Questions: Adorno: The Culture Industry and Standardized Art
5 questions to test your understanding
Score: 0 / 5
Question 1 Multiple Choice
A major streaming platform produces dozens of original series each year with different settings and characters, but each follows similar emotional arcs and delivers a satisfying resolution. For Adorno, this is an instance of:
AGenuine cultural diversity that enriches public life by offering varied aesthetic experiences
BThe democratization of art that Benjamin celebrated — art reaching audiences that once lacked access to it
CPseudo-individualization: each product appears unique and personally chosen while remaining structurally identical, producing ideological conformity under the appearance of free consumer choice
DA failure of the culture industry to achieve full standardization, since surface variation persists
Pseudo-individualization is the central mechanism Adorno identifies: the culture industry must make each product seem fresh and individual while keeping its underlying structure — its emotional beats, its resolution of tension, its reward of identification with authority — identical. The apparent variety of settings, characters, and genres disguises structural sameness. The audience believes it is choosing freely among distinct works; it is actually consuming functionally interchangeable products whose shared deep structure reinforces ideological conformity.
Question 2 Multiple Choice
Why does Adorno champion difficult, atonal modernist music (like Schoenberg's compositions) specifically because it is hard to enjoy, rather than despite it?

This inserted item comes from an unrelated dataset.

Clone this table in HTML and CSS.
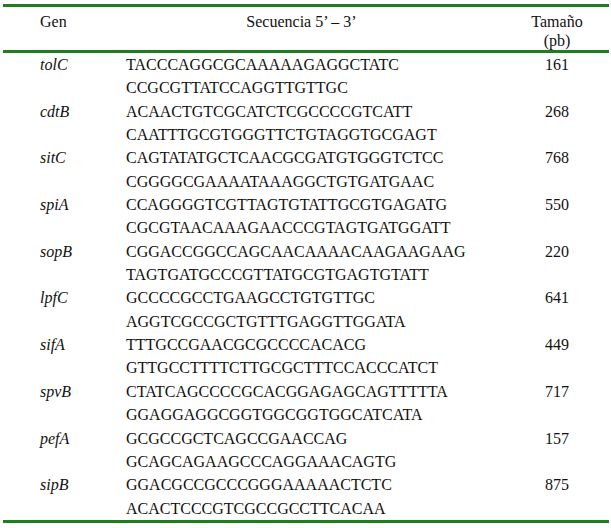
FILE: index.html
```html
<!DOCTYPE html>
<html>
<head>
<meta charset="utf-8">
<link rel="stylesheet" href="styles.css">
</head>
<body>
<table class="tbl">
  <thead>
    <tr>
      <th class="c-gen">Gen</th>
      <th class="c-seq">Secuencia 5’ – 3’</th>
      <th class="c-size">Tamaño<br>(pb)</th>
    </tr>
  </thead>
  <tbody>
    <tr><td class="c-gen">tolC</td><td class="c-seq">TACCCAGGCGCAAAAAGAGGCTATC<br>CCGCGTTATCCAGGTTGTTGC</td><td class="c-size">161</td></tr>
    <tr><td class="c-gen">cdtB</td><td class="c-seq">ACAACTGTCGCATCTCGCCCCGTCATT<br>CAATTTGCGTGGGTTCTGTAGGTGCGAGT</td><td class="c-size">268</td></tr>
    <tr><td class="c-gen">sitC</td><td class="c-seq">CAGTATATGCTCAACGCGATGTGGGTCTCC<br>CGGGGCGAAAATAAAGGCTGTGATGAAC</td><td class="c-size">768</td></tr>
    <tr><td class="c-gen">spiA</td><td class="c-seq">CCAGGGGTCGTTAGTGTATTGCGTGAGATG<br>CGCGTAACAAAGAACCCGTAGTGATGGATT</td><td class="c-size">550</td></tr>
    <tr><td class="c-gen">sopB</td><td class="c-seq">CGGACCGGCCAGCAACAAAACAAGAAGAAG<br>TAGTGATGCCCGTTATGCGTGAGTGTATT</td><td class="c-size">220</td></tr>
    <tr><td class="c-gen">lpfC</td><td class="c-seq">GCCCCGCCTGAAGCCTGTGTTGC<br>AGGTCGCCGCTGTTTGAGGTTGGATA</td><td class="c-size">641</td></tr>
    <tr><td class="c-gen">sifA</td><td class="c-seq">TTTGCCGAACGCGCCCCACACG<br>GTTGCCTTTTCTTGCGCTTTCCACCCATCT</td><td class="c-size">449</td></tr>
    <tr><td class="c-gen">spvB</td><td class="c-seq">CTATCAGCCCCGCACGGAGAGCAGTTTTTA<br>GGAGGAGGCGGTGGCGGTGGCATCATA</td><td class="c-size">717</td></tr>
    <tr><td class="c-gen">pefA</td><td class="c-seq">GCGCCGCTCAGCCGAACCAG<br>GCAGCAGAAGCCCAGGAAACAGTG</td><td class="c-size">157</td></tr>
    <tr><td class="c-gen">sipB</td><td class="c-seq">GGACGCCGCCCGGGAAAAACTCTC<br>ACACTCCCGTCGCCGCCTTCACAA</td><td class="c-size">875</td></tr>
  </tbody>
</table>
</body>
</html>
```
FILE: styles.css
```css
html, body {
  margin: 0;
  padding: 0;
  background: #ffffff;
}
body {
  font-family: "Liberation Serif", serif;
  color: #111111;
  font-size: 16px;
}
.tbl {
  margin: 4px 0 0 3px;
  width: 606px;
  border-collapse: collapse;
  border-spacing: 0;
  border-top: 3px solid #1c7e1c;
  border-bottom: 3px solid #1c7e1c;
  font-family: "Liberation Serif", serif;
  font-size: 16px;
}
.tbl th {
  font-weight: normal;
  line-height: 19px;
  padding: 5px 0 0 0;
  border-bottom: 3px solid #1c7e1c;
  vertical-align: top;
}
.tbl td {
  line-height: 23.35px;
  padding: 0;
  vertical-align: top;
}
.c-gen {
  width: 70px;
  padding-left: 37px !important;
  text-align: left;
}
td.c-gen {
  font-style: italic;
}
.c-seq {
  width: 379px;
  padding-left: 16px !important;
  text-align: left;
}
th.c-seq {
  text-align: center;
  padding-left: 0 !important;
  padding-right: 12px !important;
}
.c-size {
  text-align: center;
}
```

ABecause Adorno personally disliked popular music and believed technical complexity signaled genuine artistic effort
BBecause only technically trained audiences consume complex music, and Adorno wished to preserve a cultural space for experts
CBecause by withholding easy satisfaction and resisting smooth consumption, difficult art refuses to participate in the culture industry's project of pacification — it preserves a space of negation that points toward possibilities the existing order cannot accommodate
DBecause audiences who work hard for aesthetic experience are more likely to seek out additional cultural products and sustain arts institutions
Adorno's defense of modernism is political, not aesthetic snobbery. The culture industry's deepest function is training audiences to accept and desire what the system provides — entertainment resolves tension on schedule, rewards identification with authority, and produces cathartic release that makes the status quo feel natural. Autonomous art that refuses this — that is dissonant, unresolved, demanding — preserves what Adorno calls negative dialectics: the capacity to hold contradiction open rather than dissolve it. Difficulty is resistance, not failure.
Question 3 True / False
Adorno's critique of mass culture amounts to elitist snobbery about popular taste, with no political or philosophical substance beyond preferring complex art to simple art.
TTrue
FFalse
Answer: False
Adorno's critique is specifically about the ideological function of mass cultural production, not about aesthetic hierarchy as such. His argument is that the culture industry systematically produces content that trains audiences to accept the existing social order as natural and inevitable — that entertainment is not politically neutral but actively shapes what people desire, expect, and find tolerable. The critique is sociological and political: standardized culture serves the interests of a capitalist system that requires passive consumers. Whether this analysis is correct is debatable; but it is not mere taste preference.
Question 4 True / False
According to Adorno, the culture industry creates the appearance of individual consumer choice while delivering structurally standardized content that serves ideological functions.
TTrue
FFalse
Answer: True
This is the core of pseudo-individualization. The culture industry's products must appear individualized — each film marketed as an unmissable event, each song styled as personal expression — because genuine uniformity would be immediately rejected. The appearance of uniqueness is itself a product of the system. Underneath it, the same emotional structures, the same resolutions, the same ideological messages recur. The 'choice' between competing products is not the free aesthetic choice of autonomous subjects but selection among variants of the same formula.
Question 5 Short Answer
Explain the concept of 'pseudo-individualization' in Adorno's theory. How does a product appearing unique while being structurally identical serve the culture industry's political function?
Think about your answer, then reveal below.
Model answer: Pseudo-individualization is the technique by which the culture industry makes each standardized product appear distinct and personally chosen. Surface variation — different genres, settings, performers, styles — masks deep structural identity: the same three-act resolution, the same cathartic payoff, the same reward for identification with existing social authority. This serves a political function because it produces the experience of freedom (I chose this) while actually delivering conformity (all choices produce the same ideological effect). Audiences that believe they are exercising autonomous taste are in fact being trained to desire what the system already provides, experiencing that training as self-expression.
The political function is not achieved through overt propaganda but through the structure of satisfaction itself. When entertainment consistently resolves tension, punishes deviance, and rewards identification with the powerful, it naturalizes those patterns. The 'choice' element makes this more effective than direct instruction: people defend their own choices in a way they wouldn't defend imposed messages.